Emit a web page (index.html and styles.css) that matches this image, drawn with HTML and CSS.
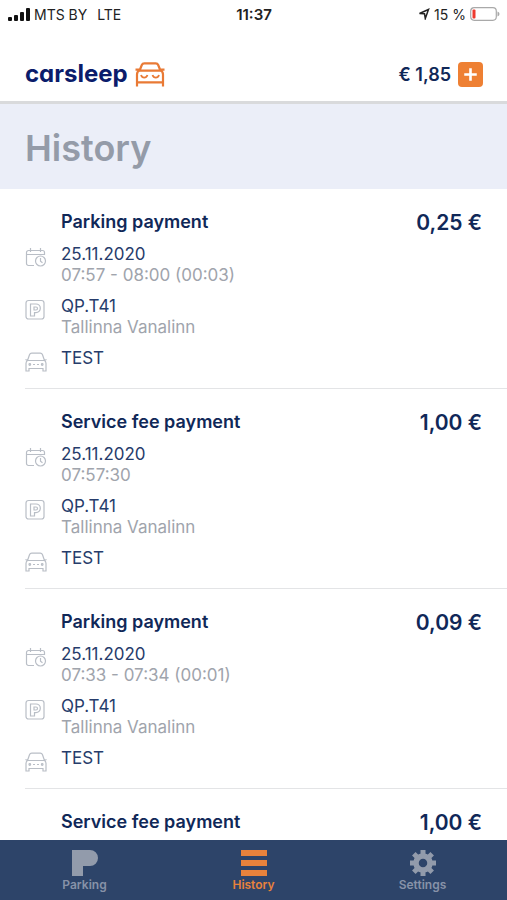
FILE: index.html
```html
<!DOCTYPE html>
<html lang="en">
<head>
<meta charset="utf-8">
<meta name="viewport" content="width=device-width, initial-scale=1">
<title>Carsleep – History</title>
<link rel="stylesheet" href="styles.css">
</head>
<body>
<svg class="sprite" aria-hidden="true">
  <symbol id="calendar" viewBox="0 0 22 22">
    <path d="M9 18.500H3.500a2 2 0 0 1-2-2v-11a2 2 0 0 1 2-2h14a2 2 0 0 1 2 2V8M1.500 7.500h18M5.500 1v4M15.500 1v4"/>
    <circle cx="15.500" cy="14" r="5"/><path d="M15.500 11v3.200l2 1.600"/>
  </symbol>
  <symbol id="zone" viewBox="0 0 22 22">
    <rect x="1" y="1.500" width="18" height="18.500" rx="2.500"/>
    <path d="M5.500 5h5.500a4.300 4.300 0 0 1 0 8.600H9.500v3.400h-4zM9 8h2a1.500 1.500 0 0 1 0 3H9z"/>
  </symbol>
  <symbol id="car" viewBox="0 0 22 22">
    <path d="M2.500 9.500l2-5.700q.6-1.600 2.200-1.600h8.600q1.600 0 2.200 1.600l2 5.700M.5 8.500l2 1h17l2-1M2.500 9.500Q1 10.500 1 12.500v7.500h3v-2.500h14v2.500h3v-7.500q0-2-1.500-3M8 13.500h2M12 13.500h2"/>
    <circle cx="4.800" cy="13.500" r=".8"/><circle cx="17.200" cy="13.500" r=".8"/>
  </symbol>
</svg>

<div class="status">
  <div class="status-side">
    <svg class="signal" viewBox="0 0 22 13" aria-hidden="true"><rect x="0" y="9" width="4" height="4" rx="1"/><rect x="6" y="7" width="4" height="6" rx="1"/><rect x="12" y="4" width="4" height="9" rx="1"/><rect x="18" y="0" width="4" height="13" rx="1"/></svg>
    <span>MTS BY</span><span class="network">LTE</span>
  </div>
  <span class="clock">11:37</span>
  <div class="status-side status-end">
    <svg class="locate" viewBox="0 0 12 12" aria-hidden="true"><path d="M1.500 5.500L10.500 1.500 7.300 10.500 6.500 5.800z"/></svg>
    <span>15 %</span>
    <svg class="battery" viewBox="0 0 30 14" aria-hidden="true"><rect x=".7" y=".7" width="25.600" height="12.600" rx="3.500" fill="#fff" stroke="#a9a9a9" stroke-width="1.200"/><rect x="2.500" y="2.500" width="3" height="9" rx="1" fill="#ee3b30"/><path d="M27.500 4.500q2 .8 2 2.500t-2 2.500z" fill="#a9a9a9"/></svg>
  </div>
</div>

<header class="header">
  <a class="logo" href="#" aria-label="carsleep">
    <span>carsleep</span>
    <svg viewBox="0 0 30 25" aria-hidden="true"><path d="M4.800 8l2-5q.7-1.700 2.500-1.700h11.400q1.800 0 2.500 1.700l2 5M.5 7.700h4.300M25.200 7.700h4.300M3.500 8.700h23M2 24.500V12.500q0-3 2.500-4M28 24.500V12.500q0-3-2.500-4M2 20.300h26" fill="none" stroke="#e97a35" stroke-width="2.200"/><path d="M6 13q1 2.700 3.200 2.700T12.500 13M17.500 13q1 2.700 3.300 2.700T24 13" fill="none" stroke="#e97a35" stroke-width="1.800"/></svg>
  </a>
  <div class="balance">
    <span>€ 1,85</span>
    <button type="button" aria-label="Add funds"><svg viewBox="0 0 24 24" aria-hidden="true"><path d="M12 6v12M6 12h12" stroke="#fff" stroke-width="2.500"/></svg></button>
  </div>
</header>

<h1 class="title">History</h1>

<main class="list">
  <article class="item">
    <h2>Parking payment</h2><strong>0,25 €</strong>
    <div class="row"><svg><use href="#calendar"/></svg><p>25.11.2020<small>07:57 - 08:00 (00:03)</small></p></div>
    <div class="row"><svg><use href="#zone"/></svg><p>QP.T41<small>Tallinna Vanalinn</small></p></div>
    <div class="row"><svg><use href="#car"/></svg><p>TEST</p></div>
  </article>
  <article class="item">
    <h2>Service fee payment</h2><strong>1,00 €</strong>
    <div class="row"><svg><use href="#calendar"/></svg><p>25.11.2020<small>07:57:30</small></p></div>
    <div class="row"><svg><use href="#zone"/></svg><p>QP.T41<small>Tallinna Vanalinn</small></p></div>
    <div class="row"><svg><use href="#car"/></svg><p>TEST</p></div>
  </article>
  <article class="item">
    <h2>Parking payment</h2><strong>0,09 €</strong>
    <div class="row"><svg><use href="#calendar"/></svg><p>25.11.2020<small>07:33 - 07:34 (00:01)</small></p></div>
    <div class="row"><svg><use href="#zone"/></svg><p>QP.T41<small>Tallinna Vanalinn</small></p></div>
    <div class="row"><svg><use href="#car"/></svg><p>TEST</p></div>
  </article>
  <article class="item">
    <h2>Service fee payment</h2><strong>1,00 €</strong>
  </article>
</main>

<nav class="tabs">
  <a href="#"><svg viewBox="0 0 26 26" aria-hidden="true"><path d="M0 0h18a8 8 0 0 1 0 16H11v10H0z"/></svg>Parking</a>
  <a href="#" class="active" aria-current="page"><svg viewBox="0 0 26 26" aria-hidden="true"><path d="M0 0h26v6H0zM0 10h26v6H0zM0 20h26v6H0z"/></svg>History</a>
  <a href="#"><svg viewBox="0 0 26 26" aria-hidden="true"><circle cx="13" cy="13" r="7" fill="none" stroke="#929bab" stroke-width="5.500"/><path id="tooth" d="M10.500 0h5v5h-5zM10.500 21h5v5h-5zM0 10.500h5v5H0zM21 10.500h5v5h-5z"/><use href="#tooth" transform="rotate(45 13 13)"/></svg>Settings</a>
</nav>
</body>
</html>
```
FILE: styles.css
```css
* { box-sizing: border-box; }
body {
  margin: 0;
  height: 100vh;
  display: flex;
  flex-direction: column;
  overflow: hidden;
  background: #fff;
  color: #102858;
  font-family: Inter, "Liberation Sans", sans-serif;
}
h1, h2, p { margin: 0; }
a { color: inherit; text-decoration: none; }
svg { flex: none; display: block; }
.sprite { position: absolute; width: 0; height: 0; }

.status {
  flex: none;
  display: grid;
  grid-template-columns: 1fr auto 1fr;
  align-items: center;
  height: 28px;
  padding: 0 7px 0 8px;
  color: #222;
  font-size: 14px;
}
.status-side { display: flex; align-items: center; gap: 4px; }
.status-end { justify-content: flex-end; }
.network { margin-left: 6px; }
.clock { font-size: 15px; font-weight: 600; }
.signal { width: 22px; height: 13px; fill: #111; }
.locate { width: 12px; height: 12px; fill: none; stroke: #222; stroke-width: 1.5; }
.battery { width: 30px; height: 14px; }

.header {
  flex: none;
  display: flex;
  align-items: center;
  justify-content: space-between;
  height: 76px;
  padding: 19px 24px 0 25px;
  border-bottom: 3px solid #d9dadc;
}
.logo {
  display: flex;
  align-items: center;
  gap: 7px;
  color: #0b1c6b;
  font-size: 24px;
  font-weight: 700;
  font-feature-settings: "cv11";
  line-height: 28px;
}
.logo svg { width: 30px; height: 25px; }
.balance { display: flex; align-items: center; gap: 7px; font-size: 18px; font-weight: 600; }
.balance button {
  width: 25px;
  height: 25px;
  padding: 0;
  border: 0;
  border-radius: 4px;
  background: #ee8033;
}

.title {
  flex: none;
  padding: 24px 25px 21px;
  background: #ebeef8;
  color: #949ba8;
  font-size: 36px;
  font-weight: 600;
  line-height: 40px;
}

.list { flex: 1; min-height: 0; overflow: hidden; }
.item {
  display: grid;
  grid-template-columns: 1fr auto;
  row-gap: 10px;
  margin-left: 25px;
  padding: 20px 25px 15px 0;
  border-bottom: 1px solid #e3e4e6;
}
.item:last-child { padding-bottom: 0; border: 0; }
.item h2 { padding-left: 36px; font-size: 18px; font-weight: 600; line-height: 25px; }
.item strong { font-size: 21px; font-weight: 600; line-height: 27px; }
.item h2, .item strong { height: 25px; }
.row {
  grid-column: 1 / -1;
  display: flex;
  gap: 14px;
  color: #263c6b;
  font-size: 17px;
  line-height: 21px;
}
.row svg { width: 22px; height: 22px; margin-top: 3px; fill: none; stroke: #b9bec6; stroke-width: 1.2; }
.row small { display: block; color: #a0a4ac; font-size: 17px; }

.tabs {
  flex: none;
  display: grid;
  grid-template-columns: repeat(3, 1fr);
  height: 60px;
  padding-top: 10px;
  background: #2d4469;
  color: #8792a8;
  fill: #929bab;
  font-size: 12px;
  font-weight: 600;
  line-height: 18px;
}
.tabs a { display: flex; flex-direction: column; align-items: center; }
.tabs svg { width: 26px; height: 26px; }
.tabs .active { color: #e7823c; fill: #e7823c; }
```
* * *
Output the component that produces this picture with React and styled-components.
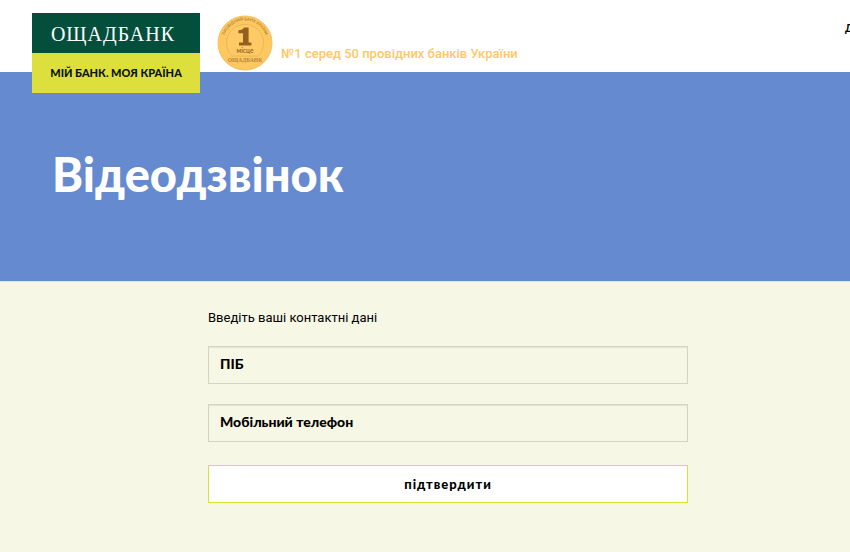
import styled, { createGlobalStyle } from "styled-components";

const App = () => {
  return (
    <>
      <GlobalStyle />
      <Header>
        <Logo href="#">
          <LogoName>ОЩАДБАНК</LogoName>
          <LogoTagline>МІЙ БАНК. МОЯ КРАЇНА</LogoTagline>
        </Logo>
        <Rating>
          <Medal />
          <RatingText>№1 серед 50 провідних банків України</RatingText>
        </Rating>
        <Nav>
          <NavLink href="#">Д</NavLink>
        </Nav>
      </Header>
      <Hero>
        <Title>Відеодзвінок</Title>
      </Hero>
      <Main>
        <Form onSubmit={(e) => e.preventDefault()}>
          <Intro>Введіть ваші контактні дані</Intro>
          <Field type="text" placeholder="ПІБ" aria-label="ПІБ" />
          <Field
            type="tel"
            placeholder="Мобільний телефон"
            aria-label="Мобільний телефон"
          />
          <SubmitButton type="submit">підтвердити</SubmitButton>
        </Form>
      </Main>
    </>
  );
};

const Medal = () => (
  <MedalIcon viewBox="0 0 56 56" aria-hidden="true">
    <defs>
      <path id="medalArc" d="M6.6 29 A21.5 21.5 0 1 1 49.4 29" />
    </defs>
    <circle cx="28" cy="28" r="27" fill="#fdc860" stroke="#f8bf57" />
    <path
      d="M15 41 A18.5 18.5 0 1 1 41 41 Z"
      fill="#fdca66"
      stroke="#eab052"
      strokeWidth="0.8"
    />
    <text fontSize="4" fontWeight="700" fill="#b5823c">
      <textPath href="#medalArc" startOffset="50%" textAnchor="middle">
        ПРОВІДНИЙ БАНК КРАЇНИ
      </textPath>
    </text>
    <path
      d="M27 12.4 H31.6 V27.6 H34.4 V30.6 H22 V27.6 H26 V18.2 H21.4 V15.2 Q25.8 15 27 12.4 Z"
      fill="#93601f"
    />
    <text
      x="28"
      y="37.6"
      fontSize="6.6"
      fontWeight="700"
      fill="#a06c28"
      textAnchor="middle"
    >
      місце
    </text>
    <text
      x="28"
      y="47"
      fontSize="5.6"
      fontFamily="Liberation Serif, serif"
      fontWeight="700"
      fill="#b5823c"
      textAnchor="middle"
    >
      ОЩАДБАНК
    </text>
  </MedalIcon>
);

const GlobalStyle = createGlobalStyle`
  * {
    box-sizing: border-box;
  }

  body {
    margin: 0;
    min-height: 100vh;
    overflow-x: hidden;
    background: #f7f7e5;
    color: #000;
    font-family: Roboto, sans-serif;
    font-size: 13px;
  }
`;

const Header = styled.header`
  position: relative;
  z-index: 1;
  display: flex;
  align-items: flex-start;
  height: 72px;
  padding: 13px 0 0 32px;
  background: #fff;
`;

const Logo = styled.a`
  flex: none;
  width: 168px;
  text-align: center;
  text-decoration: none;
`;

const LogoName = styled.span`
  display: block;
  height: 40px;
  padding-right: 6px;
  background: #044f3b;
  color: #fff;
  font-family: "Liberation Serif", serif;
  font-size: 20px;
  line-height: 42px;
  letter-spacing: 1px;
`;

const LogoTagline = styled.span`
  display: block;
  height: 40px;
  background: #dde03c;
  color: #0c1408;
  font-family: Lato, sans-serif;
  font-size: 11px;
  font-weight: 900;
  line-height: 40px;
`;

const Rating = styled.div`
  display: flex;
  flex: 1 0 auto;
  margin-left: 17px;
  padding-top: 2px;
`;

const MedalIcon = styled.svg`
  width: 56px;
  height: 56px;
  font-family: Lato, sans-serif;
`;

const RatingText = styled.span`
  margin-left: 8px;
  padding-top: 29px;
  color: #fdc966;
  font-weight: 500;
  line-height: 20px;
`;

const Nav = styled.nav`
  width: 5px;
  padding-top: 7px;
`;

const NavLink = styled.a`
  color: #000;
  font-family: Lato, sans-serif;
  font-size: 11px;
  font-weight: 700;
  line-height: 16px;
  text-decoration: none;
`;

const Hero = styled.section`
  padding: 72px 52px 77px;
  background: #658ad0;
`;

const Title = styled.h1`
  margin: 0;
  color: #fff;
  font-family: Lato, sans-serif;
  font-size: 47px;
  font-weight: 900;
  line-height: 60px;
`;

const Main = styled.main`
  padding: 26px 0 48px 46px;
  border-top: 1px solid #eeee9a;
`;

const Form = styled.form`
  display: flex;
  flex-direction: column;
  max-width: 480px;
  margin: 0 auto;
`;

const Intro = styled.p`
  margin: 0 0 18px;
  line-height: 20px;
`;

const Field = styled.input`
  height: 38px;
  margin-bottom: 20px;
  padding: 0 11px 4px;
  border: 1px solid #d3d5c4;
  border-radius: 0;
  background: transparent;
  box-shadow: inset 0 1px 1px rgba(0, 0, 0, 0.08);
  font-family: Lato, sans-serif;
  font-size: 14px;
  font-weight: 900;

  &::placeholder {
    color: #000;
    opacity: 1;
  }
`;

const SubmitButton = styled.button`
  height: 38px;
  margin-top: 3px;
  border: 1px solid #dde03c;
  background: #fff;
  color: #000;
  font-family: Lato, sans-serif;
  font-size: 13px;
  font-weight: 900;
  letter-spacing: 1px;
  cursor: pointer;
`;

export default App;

Do this
Return every line above in which the string "that" occurs.

Exercise response
Emit a web page (index.html and styles.css) that matches this image, drawn with HTML and CSS.
Output the component that produces this picture with React and styled-components.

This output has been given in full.